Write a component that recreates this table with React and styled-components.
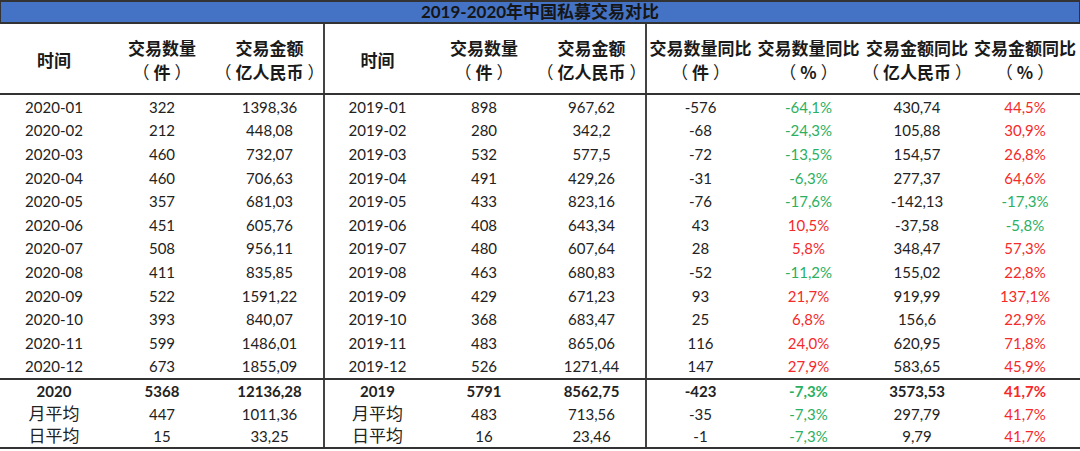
import React from "react";
import styled, { createGlobalStyle } from "styled-components";

const GlobalStyle = createGlobalStyle`
  html, body { margin: 0; padding: 0; background: #ffffff; overflow: hidden; }
  body { font-family: "Lato", "Noto Sans CJK SC", sans-serif; }
`;

const COLS = "108px 108px 107px 107px 108px 107px 109px 109px 108px 108px";
const DIVIDERS = [3, 6];

const Sheet = styled.div`
  width: 1080px;
  height: 449px;
  box-sizing: border-box;
  border-top: 2px solid #333;
  border-bottom: 2px solid #333;
  display: flex;
  flex-direction: column;
  overflow: hidden;
  color: #222;
`;

const TitleBar = styled.div`
  height: 20px;
  flex: none;
  background: #4472c4;
  border-left: 1px solid #333;
  border-right: 1px solid #333;
  border-bottom: 2px solid #333;
  display: flex;
  align-items: center;
  justify-content: center;
  font-family: "Lato", "Noto Sans CJK SC", sans-serif;
  font-weight: 700;
  font-size: 17px;
  line-height: 20px;
  color: #161616;
`;

const Row = styled.div`
  display: grid;
  grid-template-columns: ${COLS};
  grid-template-rows: 100%;
  height: ${(p) => p.$h}px;
  flex: none;
  box-sizing: border-box;
  border-bottom: ${(p) => (p.$line ? "2px solid #333" : "none")};
`;

const Cell = styled.div`
  box-sizing: border-box;
  border-left: ${(p) => (p.$divider ? "2px solid #444" : "none")};
  display: flex;
  flex-direction: column;
  align-items: center;
  justify-content: center;
  font-size: ${(p) => (p.$cjk ? 17 : 15)}px;
  line-height: 20px;
  font-weight: ${(p) => (p.$bold ? 700 : 400)};
  color: ${(p) => (p.$tone === "green" ? "#2bb061" : p.$tone === "red" ? "#f52a2a" : "#222")};
  white-space: nowrap;
`;

const HeadCell = styled(Cell)`
  font-family: "Noto Sans CJK SC", sans-serif;
  font-size: 17px;
  font-weight: 700;
  line-height: 24px;
  color: #1a1a1a;
  padding-top: 2px;
`;

const HeadLine = styled.span`
  display: flex;
  align-items: center;
  justify-content: center;
`;

const Paren = styled.span`
  font-weight: 400;
  margin: ${(p) => (p.$open ? "0 4px 0 0" : "0 0 0 4px")};
`;

const BodyBlock = styled.div`
  display: flex;
  flex-direction: column;
  flex: none;
  border-bottom: ${(p) => (p.$last ? "none" : "2px solid #333")};
`;

const headers = [
  ["时间"],
  ["交易数量", "件"],
  ["交易金额", "亿人民币"],
  ["时间"],
  ["交易数量", "件"],
  ["交易金额", "亿人民币"],
  ["交易数量同比", "件"],
  ["交易数量同比", "%"],
  ["交易金额同比", "亿人民币"],
  ["交易金额同比", "%"],
];

const rows = [
  ["2020-01", "322", "1398,36", "2019-01", "898", "967,62", "-576", "-64,1%", "430,74", "44,5%"],
  ["2020-02", "212", "448,08", "2019-02", "280", "342,2", "-68", "-24,3%", "105,88", "30,9%"],
  ["2020-03", "460", "732,07", "2019-03", "532", "577,5", "-72", "-13,5%", "154,57", "26,8%"],
  ["2020-04", "460", "706,63", "2019-04", "491", "429,26", "-31", "-6,3%", "277,37", "64,6%"],
  ["2020-05", "357", "681,03", "2019-05", "433", "823,16", "-76", "-17,6%", "-142,13", "-17,3%"],
  ["2020-06", "451", "605,76", "2019-06", "408", "643,34", "43", "10,5%", "-37,58", "-5,8%"],
  ["2020-07", "508", "956,11", "2019-07", "480", "607,64", "28", "5,8%", "348,47", "57,3%"],
  ["2020-08", "411", "835,85", "2019-08", "463", "680,83", "-52", "-11,2%", "155,02", "22,8%"],
  ["2020-09", "522", "1591,22", "2019-09", "429", "671,23", "93", "21,7%", "919,99", "137,1%"],
  ["2020-10", "393", "840,07", "2019-10", "368", "683,47", "25", "6,8%", "156,6", "22,9%"],
  ["2020-11", "599", "1486,01", "2019-11", "483", "865,06", "116", "24,0%", "620,95", "71,8%"],
  ["2020-12", "673", "1855,09", "2019-12", "526", "1271,44", "147", "27,9%", "583,65", "45,9%"],
];

const summary = [
  { bold: true, cells: ["2020", "5368", "12136,28", "2019", "5791", "8562,75", "-423", "-7,3%", "3573,53", "41,7%"] },
  { bold: false, cells: ["月平均", "447", "1011,36", "月平均", "483", "713,56", "-35", "-7,3%", "297,79", "41,7%"] },
  { bold: false, cells: ["日平均", "15", "33,25", "日平均", "16", "23,46", "-1", "-7,3%", "9,79", "41,7%"] },
];

const toneOf = (i, v) => {
  if (i === 7 || i === 9) return v.startsWith("-") ? "green" : "red";
  return undefined;
};

const isCjk = (v) => /[\u4e00-\u9fff]/.test(v);

function DataRow({ cells, bold, h }) {
  return (
    <Row $h={h}>
      {cells.map((v, i) => (
        <Cell
          key={i}
          $divider={DIVIDERS.includes(i)}
          $bold={bold}
          $cjk={isCjk(v)}
          $tone={toneOf(i, v)}
        >
          {v}
        </Cell>
      ))}
    </Row>
  );
}

export default function App() {
  return (
    <>
      <GlobalStyle />
      <Sheet>
        <TitleBar>2019-2020年中国私募交易对比</TitleBar>
        <Row $h={71} $line>
          {headers.map(([title, unit], i) => (
            <HeadCell key={i} $divider={DIVIDERS.includes(i)}>
              <HeadLine>{title}</HeadLine>
              {unit && (
                <HeadLine>
                  <Paren $open>（</Paren>
                  <span>{unit}</span>
                  <Paren>）</Paren>
                </HeadLine>
              )}
            </HeadCell>
          ))}
        </Row>
        <BodyBlock>
          {rows.map((r, i) => (
            <DataRow key={i} cells={r} h={23.6} />
          ))}
        </BodyBlock>
        <BodyBlock $last>
          {summary.map((r, i) => (
            <DataRow key={i} cells={r.cells} bold={r.bold} h={22.25} />
          ))}
        </BodyBlock>
      </Sheet>
    </>
  );
}
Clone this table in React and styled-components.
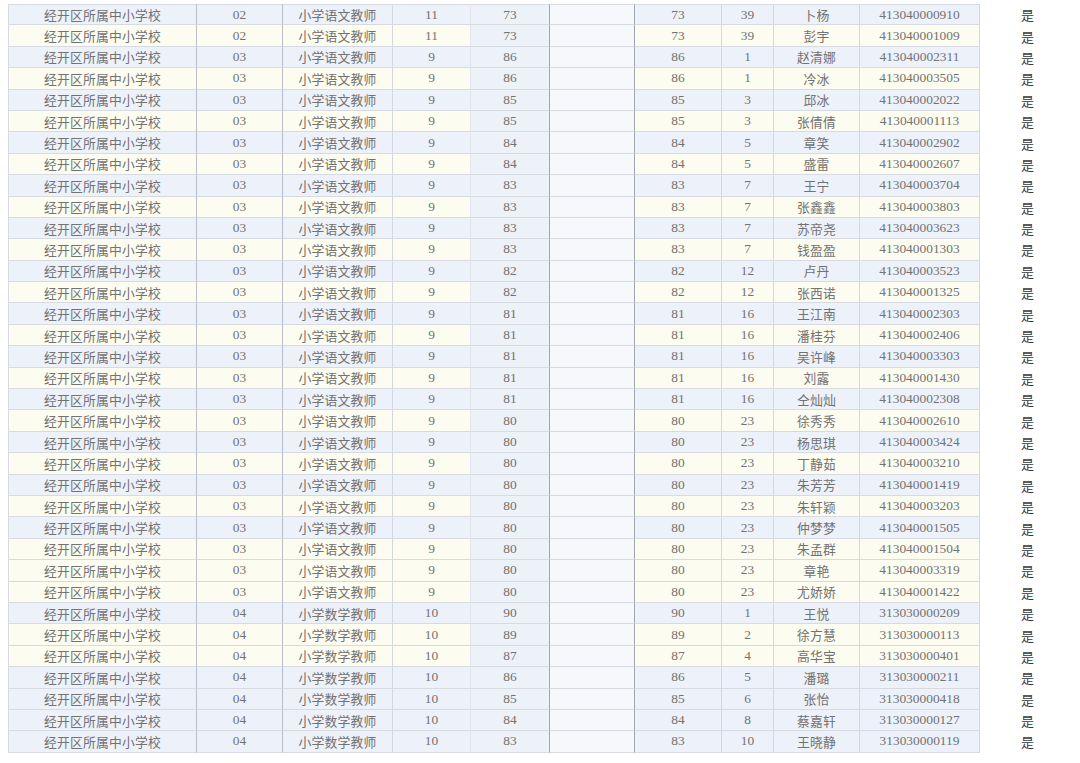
import React from "react";
import styled, { createGlobalStyle } from "styled-components";

const GlobalStyle = createGlobalStyle`
  html, body {
    margin: 0;
    padding: 0;
    background: #ffffff;
  }
  body {
    font-family: "Liberation Serif", "Noto Sans CJK SC", serif;
  }
`;

const SCHOOL = "经开区所属中小学校";

// [岗位代码, 岗位, 招聘人数, 笔试成绩, 综合成绩, 名次, 姓名, 准考证号]
const rows = [
  ["02", "小学语文教师", "11", "73", "73", "39", "卜杨", "413040000910"],
  ["02", "小学语文教师", "11", "73", "73", "39", "彭宇", "413040001009"],
  ["03", "小学语文教师", "9", "86", "86", "1", "赵清娜", "413040002311"],
  ["03", "小学语文教师", "9", "86", "86", "1", "冷冰", "413040003505"],
  ["03", "小学语文教师", "9", "85", "85", "3", "邱冰", "413040002022"],
  ["03", "小学语文教师", "9", "85", "85", "3", "张倩倩", "413040001113"],
  ["03", "小学语文教师", "9", "84", "84", "5", "章笑", "413040002902"],
  ["03", "小学语文教师", "9", "84", "84", "5", "盛雷", "413040002607"],
  ["03", "小学语文教师", "9", "83", "83", "7", "王宁", "413040003704"],
  ["03", "小学语文教师", "9", "83", "83", "7", "张鑫鑫", "413040003803"],
  ["03", "小学语文教师", "9", "83", "83", "7", "苏帝尧", "413040003623"],
  ["03", "小学语文教师", "9", "83", "83", "7", "钱盈盈", "413040001303"],
  ["03", "小学语文教师", "9", "82", "82", "12", "卢丹", "413040003523"],
  ["03", "小学语文教师", "9", "82", "82", "12", "张西诺", "413040001325"],
  ["03", "小学语文教师", "9", "81", "81", "16", "王江南", "413040002303"],
  ["03", "小学语文教师", "9", "81", "81", "16", "潘桂芬", "413040002406"],
  ["03", "小学语文教师", "9", "81", "81", "16", "吴许峰", "413040003303"],
  ["03", "小学语文教师", "9", "81", "81", "16", "刘露", "413040001430"],
  ["03", "小学语文教师", "9", "81", "81", "16", "仝灿灿", "413040002308"],
  ["03", "小学语文教师", "9", "80", "80", "23", "徐秀秀", "413040002610"],
  ["03", "小学语文教师", "9", "80", "80", "23", "杨思琪", "413040003424"],
  ["03", "小学语文教师", "9", "80", "80", "23", "丁静茹", "413040003210"],
  ["03", "小学语文教师", "9", "80", "80", "23", "朱芳芳", "413040001419"],
  ["03", "小学语文教师", "9", "80", "80", "23", "朱轩颖", "413040003203"],
  ["03", "小学语文教师", "9", "80", "80", "23", "仲梦梦", "413040001505"],
  ["03", "小学语文教师", "9", "80", "80", "23", "朱孟群", "413040001504"],
  ["03", "小学语文教师", "9", "80", "80", "23", "章艳", "413040003319"],
  ["03", "小学语文教师", "9", "80", "80", "23", "尤娇娇", "413040001422"],
  ["04", "小学数学教师", "10", "90", "90", "1", "王悦", "313030000209"],
  ["04", "小学数学教师", "10", "89", "89", "2", "徐方慧", "313030000113"],
  ["04", "小学数学教师", "10", "87", "87", "4", "高华宝", "313030000401"],
  ["04", "小学数学教师", "10", "86", "86", "5", "潘璐", "313030000211"],
  ["04", "小学数学教师", "10", "85", "85", "6", "张怡", "313030000418"],
  ["04", "小学数学教师", "10", "84", "84", "8", "蔡嘉轩", "313030000127"],
  ["04", "小学数学教师", "10", "83", "83", "10", "王晓静", "313030000119"],
];

// rows (1-based) shaded cream instead of blue
const creamRows = new Set([
  2, 4, 6, 8, 10, 12, 14, 16, 18, 20, 22, 24, 26, 27, 28, 30, 31,
]);

// right border tone per column
const edges = ["mid", "mid", "light", "faint", "dark", "dark", "light", "light", "light", "light"];

const edgeColor = {
  faint: "#e2e5ec",
  light: "#d3d7df",
  mid: "#b9bdc6",
  dark: "#a2a6ae",
};

const Page = styled.div`
  padding: 4px 0 0 8px;
  width: 1072px;
`;

const Sheet = styled.div`
  display: flex;
  flex-direction: column;
`;

const Row = styled.div`
  display: grid;
  grid-template-columns: 189px 86px 110px 78px 79px 85px 87px 52px 86px 120px 95px;
  height: 21.4px;
`;

const Cell = styled.div`
  box-sizing: border-box;
  display: flex;
  align-items: center;
  justify-content: center;
  height: 100%;
  font-size: 13.4px;
  color: #727272;
  white-space: nowrap;
  border-right: 1px solid ${(p) => edgeColor[p.$edge]};
  border-bottom: 1px solid #d7dae1;
  border-top: ${(p) => (p.$first ? "1px solid #d7dae1" : "none")};
  border-left: ${(p) => (p.$lead ? "1px solid #d7dae1" : "none")};
  background: ${(p) =>
    p.$tone === "blank"
      ? "#f7f8fc"
      : p.$tone === "score"
      ? "#edf1f8"
      : p.$cream
      ? "#fdfcf0"
      : "#edf1f9"};
`;

const Hanzi = styled.span`
  font-family: "Noto Sans CJK SC", sans-serif;
  font-size: 12.8px;
  letter-spacing: 0.2px;
`;

const Mark = styled.div`
  display: flex;
  align-items: center;
  justify-content: center;
  padding-left: 0;
  font-family: "Noto Sans CJK SC", sans-serif;
  font-size: 13px;
  color: #3a3a3a;
`;

export default function App() {
  return (
    <>
      <GlobalStyle />
      <Page>
        <Sheet>
          {rows.map((r, i) => {
            const cream = creamRows.has(i + 1);
            const first = i === 0;
            const cells = [
              { v: SCHOOL, cn: true },
              { v: r[0] },
              { v: r[1], cn: true },
              { v: r[2] },
              { v: r[3], tone: "score" },
              { v: "", tone: "blank" },
              { v: r[4] },
              { v: r[5] },
              { v: r[6], cn: true },
              { v: r[7] },
            ];
            return (
              <Row key={i}>
                {cells.map((c, j) => (
                  <Cell
                    key={j}
                    $edge={edges[j]}
                    $cream={cream}
                    $tone={c.tone}
                    $first={first}
                    $lead={j === 0}
                  >
                    {c.cn ? <Hanzi>{c.v}</Hanzi> : c.v}
                  </Cell>
                ))}
                <Mark>是</Mark>
              </Row>
            );
          })}
        </Sheet>
      </Page>
    </>
  );
}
********************
GIVEN PROBLEM => Restate word for word every line from the top of the entries above to the line with "const DIVIDERS = [3, 6];", inclusive, and skip any pictures.

SOLUTION TO THIS PROBLEM =>
Write a component that recreates this table with React and styled-components.
import React from "react";
import styled, { createGlobalStyle } from "styled-components";

const GlobalStyle = createGlobalStyle`
  html, body { margin: 0; padding: 0; background: #ffffff; overflow: hidden; }
  body { font-family: "Lato", "Noto Sans CJK SC", sans-serif; }
`;

const COLS = "108px 108px 107px 107px 108px 107px 109px 109px 108px 108px";
const DIVIDERS = [3, 6];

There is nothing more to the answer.